# 6.0l code PO272 cylinder 4 contribution balance



## james.j.smith (Sep 20, 2010)

I just scanned my truck and I'm getting a PO272 cylinder 4 contribution balance code. The truck as about 94000 miles and is currently vibrating at around 55 - 65 MPH. It is also idling rough.

I've been reading things online and was wondering what a injector buzz test is and what it will tell me? also could the issue be the o-rings in the nr 4 injector? is there anyway to determine if it is the injector before I go and buy a new one?


----------



## 90plow (Dec 22, 2001)

Sounds like my 6.0 trouble. Replaced the Ficm a d it fixed the balance problem and injector problem.


----------



## james.j.smith (Sep 20, 2010)

How would I check the ficm to verify proper operation? I think that I remember reading that I can check the voltage. Where is the ficm located and what does it look like?


----------



## 90plow (Dec 22, 2001)

Had my mechanic change it so there was no downtime but he had to check it with the scan tool then looked up the code i thought that was one of the codes pulled from the truck. Sorry i cant be much more help.


----------



## james.j.smith (Sep 20, 2010)

That is what I was leaning toward just wasn't sure if I should check anything before changing the injector. I was planning on ordering a ford reman injector online. I doesn't seem like its too difficult to change out myself. Did you change it out yourself or have your me mechanic do it?

Thanks for the reply


----------



## james.j.smith (Sep 20, 2010)

I ment to write that response on another tread soory if it didn't make sen e to your response.

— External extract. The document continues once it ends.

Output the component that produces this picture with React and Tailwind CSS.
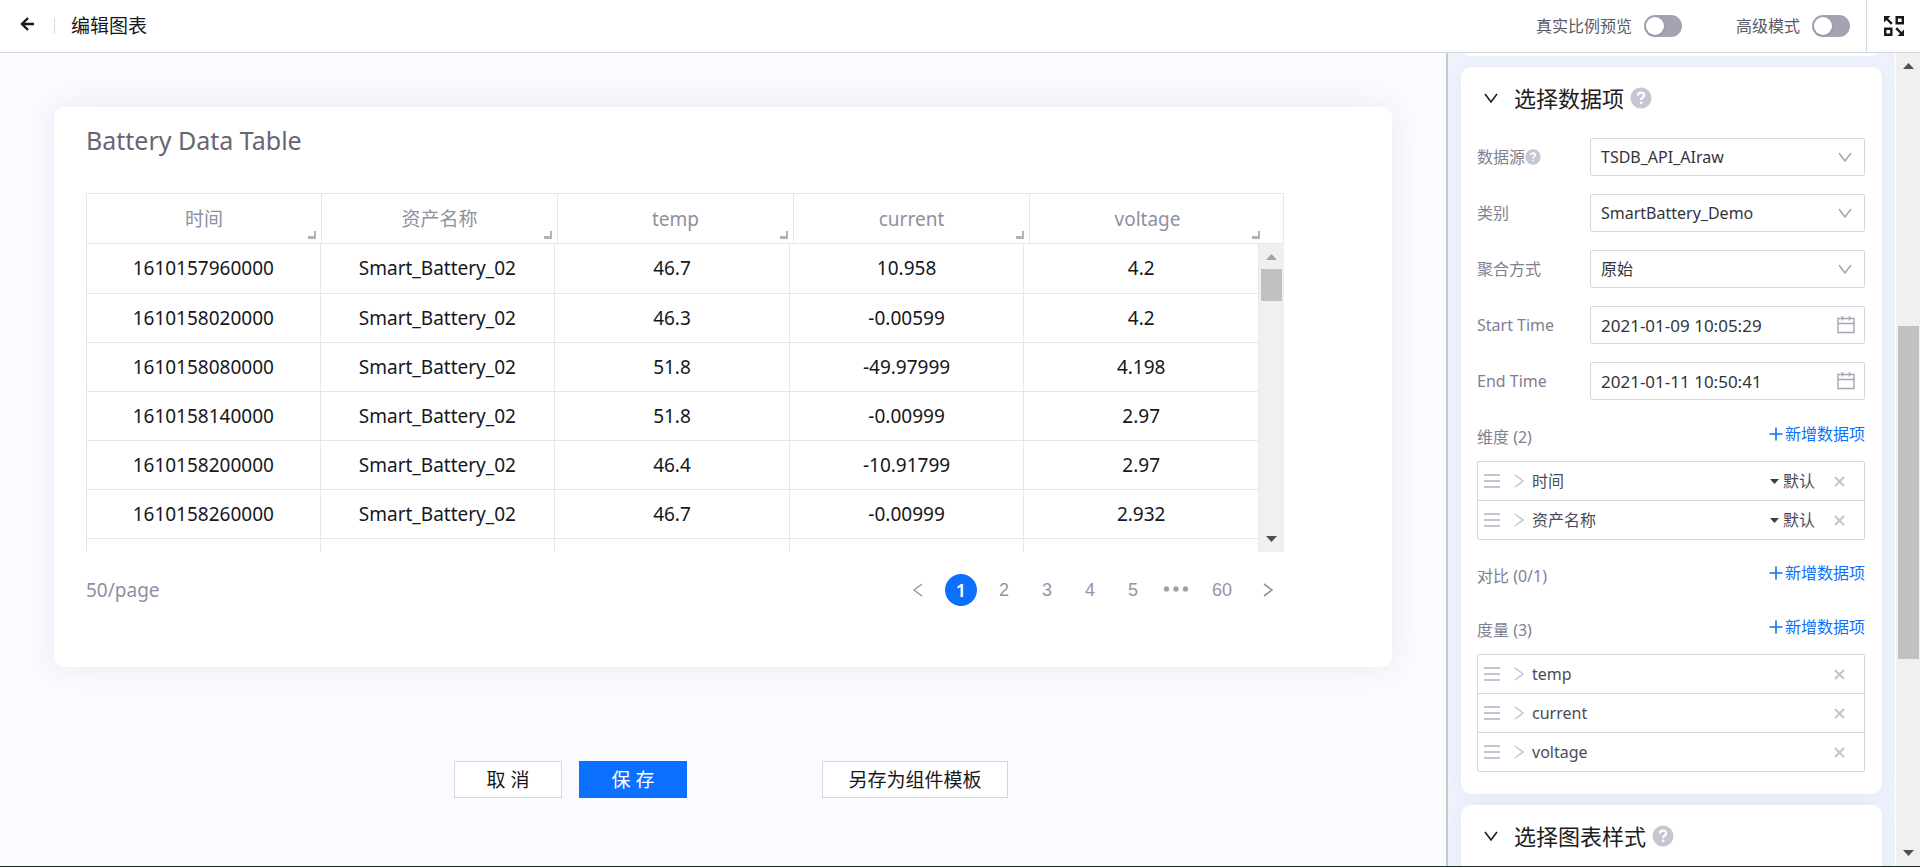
import React, { useState } from 'react'

const ROWS = [
    ['1610157960000', 'Smart_Battery_02', '46.7', '10.958', '4.2'],
    ['1610158020000', 'Smart_Battery_02', '46.3', '-0.00599', '4.2'],
    ['1610158080000', 'Smart_Battery_02', '51.8', '-49.97999', '4.198'],
    ['1610158140000', 'Smart_Battery_02', '51.8', '-0.00999', '2.97'],
    ['1610158200000', 'Smart_Battery_02', '46.4', '-10.91799', '2.97'],
    ['1610158260000', 'Smart_Battery_02', '46.7', '-0.00999', '2.932'],
]

const COLUMNS = ['时间', '资产名称', 'temp', 'current', 'voltage']

const Chevron = ({ className, d, width = 14, height = 14, stroke = 1.4 }) => (
    <svg className={className} width={width} height={height} viewBox="0 0 14 14" fill="none" stroke="currentColor" strokeWidth={stroke}>
        <path d={d} />
    </svg>
)

const DOWN = 'M1 3l6 8 6-8'
const RIGHT = 'M3 1l8 6-8 6'
const LEFT = 'M11 1L3 7l8 6'

const Help = ({ className }) => (
    <svg className={className} viewBox="0 0 22 22" fill="none">
        <circle cx="11" cy="11" r="10.5" fill="#c5c5d3" />
        <path d="M7.9 8.6c0-1.8 1.3-2.9 3.1-2.9s3.1 1.1 3.1 2.7c0 2.2-3 2.3-3 4.7" stroke="#fff" strokeWidth="2.2" />
        <circle cx="11.1" cy="15.9" r="1.4" fill="#fff" />
    </svg>
)

const Calendar = () => (
    <svg className="pointer-events-none absolute right-2.5 top-2.5" width="18" height="18" viewBox="0 0 18 18" fill="none" stroke="#a6a6b5" strokeWidth="1.4">
        <path d="M1 2.5h16v14H1zM1 7.5h16M5.5 0v4.5M12.5 0v4.5" />
    </svg>
)

const Arrow = ({ up, color }) => (
    <svg className="mx-auto" width="11" height="6" viewBox="0 0 11 6">
        <path fill={color} d={up ? 'M0 6L5.5 0 11 6z' : 'M0 0l5.5 6L11 0z'} />
    </svg>
)

const Toggle = ({ label }) => (
    <label className="flex items-center gap-3 text-[16px] text-[#5a5a66]">
        {label}
        <input
            type="checkbox"
            className="h-[22px] w-[38px] cursor-pointer appearance-none rounded-full bg-[#a3a3b4] before:ml-0.5 before:mt-0.5 before:block before:size-[18px] before:rounded-full before:bg-white before:shadow checked:bg-[#0b70ff] checked:before:ml-[18px]"
        />
    </label>
)

const Field = ({ id, label, help, children }) => (
    <div className="flex items-center">
        <label htmlFor={id} className="flex w-[113px] shrink-0 items-center text-[16px] text-[#7f7f92]">
            {label}
            {help && <Help className="size-4" />}
        </label>
        <div className="relative flex-1">{children}</div>
    </div>
)

const SelectField = ({ id, label, help, value }) => (
    <Field id={id} label={label} help={help}>
        <select id={id} className="h-[38px] w-full appearance-none rounded-xs border border-[#d6d6e0] bg-white px-2.5 text-[16px] text-[#33333d]">
            <option>{value}</option>
        </select>
        <Chevron d={DOWN} stroke={1.4} className="pointer-events-none absolute right-[13px] top-3 text-[#a3a3b4]" />
    </Field>
)

const DateField = ({ id, label, value }) => (
    <Field id={id} label={label}>
        <input id={id} type="text" defaultValue={value} className="h-[38px] w-full rounded-xs border border-[#d6d6e0] bg-white px-2.5 text-[17px] text-[#33333d]" />
        <Calendar />
    </Field>
)

const GroupTitle = ({ label }) => (
    <div className="flex h-6 items-center justify-between text-[16px] text-[#7f7f92]">
        <span>{label}</span>
        <button type="button" className="mb-1.5 flex items-center gap-0.5 text-[#0b70ff]">
            <svg width="14" height="14" viewBox="0 0 14 14" stroke="currentColor" strokeWidth="1.6">
                <path d="M7 0.5v13M0.5 7h13" />
            </svg>
            新增数据项
        </button>
    </div>
)

const ItemList = ({ items, sortable }) => (
    <ul className="rounded-xs border border-[#d6d6e0]">
        {items.map((item) => (
            <li key={item} className="flex h-[39px] items-center border-b border-[#d6d6e0] pl-1.5 pr-[19px] text-[16px] text-[#4b4b57] last:h-[38px] last:border-b-0">
                <svg className="mr-3 text-[#c3c3d1]" width="16" height="14" viewBox="0 0 16 14" stroke="currentColor" strokeWidth="2">
                    <path d="M0 1h16M0 7h16M0 13h16" />
                </svg>
                <Chevron d={RIGHT} stroke={1.5} className="mr-1.5 text-[#c3c3d1]" />
                <span className="flex-1">{item}</span>
                {sortable && (
                    <button type="button" className="mr-[19px] flex items-center gap-1">
                        <svg width="9" height="5" viewBox="0 0 9 5"><path fill="#3c3c46" d="M0 0h9L4.5 5z" /></svg>
                        默认
                    </button>
                )}
                <button type="button" aria-label="删除">
                    <svg width="11" height="11" viewBox="0 0 11 11" stroke="#c3c3d1" strokeWidth="2">
                        <path d="M1 1l9 9M10 1l-9 9" />
                    </svg>
                </button>
            </li>
        ))}
    </ul>
)

const PanelTitle = ({ label }) => (
    <h2 className="flex h-8 items-center text-[22px] text-[#1c1c22]">
        <Chevron d={DOWN} stroke={1.6} className="ml-[7px] mr-4" />
        {label}
        <Help className="ml-1.5 size-[22px]" />
    </h2>
)

const DataTable = () => (
    <div className="w-[1198px] max-w-full text-[19px]">
        <table className="w-full table-fixed border-separate border-spacing-0">
            <colgroup>
                {COLUMNS.map((name, i) => <col key={name} className={i < 4 ? 'w-[236px]' : ''} />)}
            </colgroup>
            <thead>
                <tr className="h-[51px] text-[#8f8fa1]">
                    {COLUMNS.map((name) => (
                        <th key={name} className="relative border-y border-r border-[#e6e6ed] p-0 pt-0.5 font-normal first:rounded-tl-xs first:border-l last:pr-[18px]">
                            {name}
                            <span className={name === 'voltage' ? 'absolute bottom-1 right-[23px] size-2 border-b-3 border-r-2 border-[#b3b3b3]' : 'absolute bottom-1 right-[5px] size-2 border-b-3 border-r-2 border-[#b3b3b3]'} />
                        </th>
                    ))}
                </tr>
            </thead>
        </table>
        <div className="flex h-[308px] overflow-hidden">
            <table className="flex-1 table-fixed border-separate border-spacing-0 text-center text-[#17171c]">
                <tbody>
                    {ROWS.map((row) => (
                        <tr key={row[0]} className="h-[49px] first:h-[50px]">
                            {row.map((cell, i) => (
                                <td key={i} className="w-1/5 border-b border-r border-[#e6e6ed] p-0 first:border-l">{cell}</td>
                            ))}
                        </tr>
                    ))}
                    <tr className="h-[49px]">
                        {COLUMNS.map((name) => (
                            <td key={name} className="border-r border-[#e6e6ed] first:border-l" />
                        ))}
                    </tr>
                </tbody>
            </table>
            <div className="flex w-[25px] flex-col bg-[#f0f0f0] pb-2.5 pt-2.5">
                <Arrow up color="#a3a3a3" />
                <div className="mx-0.5 mb-auto mt-[9px] h-8 bg-[#c1c1c1]" />
                <Arrow color="#505050" />
            </div>
        </div>
    </div>
)

const Pagination = () => {
    const [page, setPage] = useState(1)
    const number = (n) => (
        <button
            key={n}
            type="button"
            onClick={() => setPage(n)}
            className={n === page ? 'size-8 rounded-full bg-[#0b70ff] font-["Noto_Sans"] font-semibold text-white' : 'size-8'}
        >
            {n}
        </button>
    )

    return (
        <nav className='flex items-center gap-[11px] font-["Liberation_Sans",sans-serif] text-[18px] text-[#9494a5]'>
            <button type="button" aria-label="上一页" className="flex size-8 items-center justify-center"><Chevron d={LEFT} stroke={1.4} /></button>
            {[1, 2, 3, 4, 5].map(number)}
            <svg width="32" height="32" viewBox="0 0 32 32" fill="#a0a0b0">
                <circle cx="6.5" cy="15" r="2.7" />
                <circle cx="16" cy="15" r="2.7" />
                <circle cx="25.5" cy="15" r="2.7" />
            </svg>
            <button type="button" className="h-8 w-[38px]">60</button>
            <button type="button" aria-label="下一页" className="flex size-8 items-center justify-center"><Chevron d={RIGHT} stroke={1.6} /></button>
        </nav>
    )
}

const ActionButton = ({ children, className }) => (
    <button type="button" className={`h-[37px] border pt-0.5 text-[19px] ${className}`}>{children}</button>
)

export default function App() {
    return (
        <div className='flex h-screen flex-col overflow-hidden border-b border-[#1b2b30] bg-white font-["Noto_Sans","Noto_Sans_CJK_SC",sans-serif]'>
            <header className="flex h-[53px] shrink-0 items-center border-b border-[#d6d6e0]">
                <button type="button" aria-label="返回" className="mb-1 ml-5">
                    <svg width="14" height="14" viewBox="0 0 14 14" fill="none" stroke="#17171c" strokeWidth="2.4">
                        <path d="M14 7H2M8 1L2 7l6 6" />
                    </svg>
                </button>
                <span className="ml-5 h-4 w-px bg-[#d6d6e0]" />
                <h1 className="ml-4 flex-1 text-[19px] text-[#17171c]">编辑图表</h1>
                <div className="flex gap-[54px]">
                    <Toggle label="真实比例预览" />
                    <Toggle label="高级模式" />
                </div>
                <button type="button" aria-label="全屏" className="ml-4 flex h-full w-[54px] items-center justify-center border-l border-[#d6d6e0]">
                    <svg width="20" height="20" viewBox="0 0 20 20" fill="none" stroke="#17171c" strokeWidth="2.4">
                        <path d="M2 2l5.8 5.8M18 18l-5.8-5.8M12.7 1.2h6.1v6.1h-6.1zM1.2 12.7h6.1v6.1H1.2z" />
                        <path d="M0 0h6.5L0 6.5zM20 20h-6.5l6.5-6.5z" fill="#17171c" stroke="none" />
                    </svg>
                </button>
            </header>

            <div className="flex min-h-0 flex-1">
                <main className="min-w-0 flex-1 bg-[#fafbff] px-[54px] pt-[54px]">
                    <section className="h-[560px] rounded-[10px] bg-white px-8 pt-[15px] shadow-[0_0_32px_rgba(60,70,120,0.09)]">
                        <h2 className="mb-[35px] h-9 text-[25px] leading-9 text-[#666673]">Battery Data Table</h2>
                        <DataTable />
                        <div className="mt-[22px] flex w-[1198px] max-w-full items-center justify-between">
                            <span className="text-[19px] text-[#8f8fa1]">50/page</span>
                            <Pagination />
                        </div>
                    </section>
                    <div className="mt-[94px] flex justify-center pl-4">
                        <ActionButton className="mr-[17px] w-[108px] border-[#d6d6e0] bg-white text-[#17171c]">取 消</ActionButton>
                        <ActionButton className="mr-[135px] w-[108px] border-[#0b70ff] bg-[#0b70ff] text-white">保 存</ActionButton>
                        <ActionButton className="w-[186px] border-[#d6d6e0] bg-white text-[#17171c]">另存为组件模板</ActionButton>
                    </div>
                </main>

                <aside className="flex w-[474px] shrink-0 border-l-2 border-[#c9c9cd]">
                    <div className="flex-1 overflow-hidden border-r border-white bg-[#eef2fb] px-[13px]">
                        <div className="-mt-[37px] h-10 rounded-[10px] bg-white" />
                        <section className="mt-[11px] rounded-[10px] bg-white pb-[22px] pl-4 pr-[17px] pt-[15px] shadow-[0_0_16px_rgba(60,80,140,0.06)]">
                            <PanelTitle label="选择数据项" />
                            <div className="mt-6 flex flex-col gap-[18px]">
                                <SelectField id="source" label="数据源" help value="TSDB_API_AIraw" />
                                <SelectField id="category" label="类别" value="SmartBattery_Demo" />
                                <SelectField id="aggregation" label="聚合方式" value="原始" />
                                <DateField id="start" label="Start Time" value="2021-01-09 10:05:29" />
                                <DateField id="end" label="End Time" value="2021-01-11 10:50:41" />
                            </div>
                            <div className="mt-[25px]">
                                <GroupTitle label="维度 (2)" />
                            </div>
                            <div className="mt-3">
                                <ItemList items={['时间', '资产名称']} sortable />
                            </div>
                            <div className="mb-3 mt-6 flex flex-col gap-[30px]">
                                <GroupTitle label="对比 (0/1)" />
                                <GroupTitle label="度量 (3)" />
                            </div>
                            <ItemList items={['temp', 'current', 'voltage']} />
                        </section>
                        <section className="mt-[11px] rounded-[10px] bg-white px-4 pb-10 pt-[15px] shadow-[0_0_16px_rgba(60,80,140,0.06)]">
                            <PanelTitle label="选择图表样式" />
                        </section>
                    </div>
                    <div className="flex w-6 flex-col bg-[#f0f0f0] py-2.5">
                        <Arrow up color="#505050" />
                        <div className="mb-auto ml-0.5 mr-px mt-[257px] h-[333px] bg-[#c1c1c1]" />
                        <Arrow color="#505050" />
                    </div>
                </aside>
            </div>
        </div>
    )
}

I'm going to look into how to check the voltage on the ficm to certify its operating correctly before changing out the injector


----------



## clark lawn (Oct 7, 2005)

Injector buzz test will send a pulse to each injector one at a time in firing order, you then listen to and make sure all fire. That will tell you if you are getting power to it and if the solenoid is good. It can pass the buzz test and still be bad though as the buzz test only checks the electric side.


----------



## james.j.smith (Sep 20, 2010)

How do I do the buzz test?


----------



## clark lawn (Oct 7, 2005)

You will have to find a shop, probably a dealer, and have them perform it.


----------



## brad96z28 (Aug 21, 2005)

james.j.smith;1483672 said:


> How do I do the buzz test?


With a quality scan tool.


----------



## james.j.smith (Sep 20, 2010)

I have a sct that reads my codes. Do you know if that has the capibilities?


----------



## clark lawn (Oct 7, 2005)

Don't know what brand/model you have. Probably cost u more to buy one that can do it than a dealer would charge to run test. Can probably get the test done for around $100. Probably take about 2 hours to change injector if its bad. Could also be the injector harness. They have known issues.


----------



## brad96z28 (Aug 21, 2005)

If you spent less then a grand or two I would say no. And I would also take any info that it tells you with a grain of salt.And if it does not let you see live data or you dont know what your looking at the live data waste of money either way. What good are codes if you cant see what your sensors are doing?


----------



## wewille (Jan 20, 2009)

Take it in. I would say an injector is your most likely culprit. You can monitor ficm voltages with the aid of a wiring diagram and a voltmeter, but i recommend you take it to a qualified service center.


----------



## wewille (Jan 20, 2009)

SCT cannot do a buzz test.


----------



## james.j.smith (Sep 20, 2010)

changed out the injector over the weekend and the truck is running great.


----------